Under the NTIA BEAD NOFO, states that can demonstrate that they have a plan for bring affordable, high-speed broadband to all unserved and underserved locations within their jurisdictions may also allocate funding to a wide range of non-deployment activities, such as remote learning or telehealth services/facilities, digital literacy programs, workforce upskilling, community outreach, and direct subsidies for use toward broadband subscriptions. However, if states must set funding amounts for broadband deployments “as high as possible to help ensure that end-to-end fiber projects are deployed” without respect to “feasibility” then it is likely that insufficient BEAD funding will remain available to help unconnected Americans overcome barriers to broadband adoption and use.
Data in our recent paper shows that disproportionately favoring end-to-end fiber deployments could exhaust all available government funding, leaving millions of US households without broadband and with limited funding to address the broadband adoption divide, which is much bigger than the access divide.
With so much funding at stake, the NTIA BEAD Program NOFO also could distort the competitive marketplace, at the expense of scores of innovative US companies manufacturing and deploying scalable cable, fixed wireless, and satellite technologies that are already connecting millions of Americans. The NOFO also could undermine US global competitiveness on internet connectivity solutions, as the US market has always been the lynchpin of success for telecommunications equipment and device manufacturers.
To appropriately balance program goals, NTIA should clarify that states have the flexibility to declare that end-to-end fiber deployments are not feasible if they cost more than a specified amount per home passed (thereby clarifying that states can place a reasonable upper limit on the Extremely High Cost Per Location Threshold). This will give states the flexibility to direct BEAD grants to network operators deploying alternative lower cost technologies where end-to-end fiber is infeasible and optimize program funding across availability and adoption programs.
If NTIA does not issue this clarification, what else can states do to mitigate these impacts? Fortunately, other less restrictive sources of federal, state, and local funding, such as those established under the Coronavirus Aid, Relief, and Economic Security (CARES) Act, the Consolidated Appropriations Act (CAA), and the American Rescue Plan Act (ARPA), can be used for technology-agnostic broadband deployments in unserved and underserved communities.
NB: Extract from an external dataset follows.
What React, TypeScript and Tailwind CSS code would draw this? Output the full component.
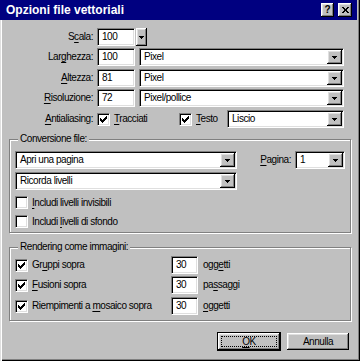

States can use these sources of funding for high-speed broadband deployments in low population density rural areas where fiber may not be the most cost-effective solution – the very places that are most likely to be unserved today. By exhausting these funding sources first, states will reduce their need to use BEAD funding for network deployments and free up more of it for efforts to increase broadband adoption.
While surely a well-intended attempt to bring affordable high-speed connectivity to America’s unconnected households and businesses, if interpreted too strictly, the NTIA BEAD Program NOFO’s end-to-end fiber requirements could upend three decades of technology neutral and competitively neutral decision-making, policy making that has promoted competition and technology innovation in the U.S. telecommunications media and technology sector. We cannot afford to risk undermining innovation, reducing domestic and global competitiveness, wasting limited government funding, or, most importantly, harming consumers.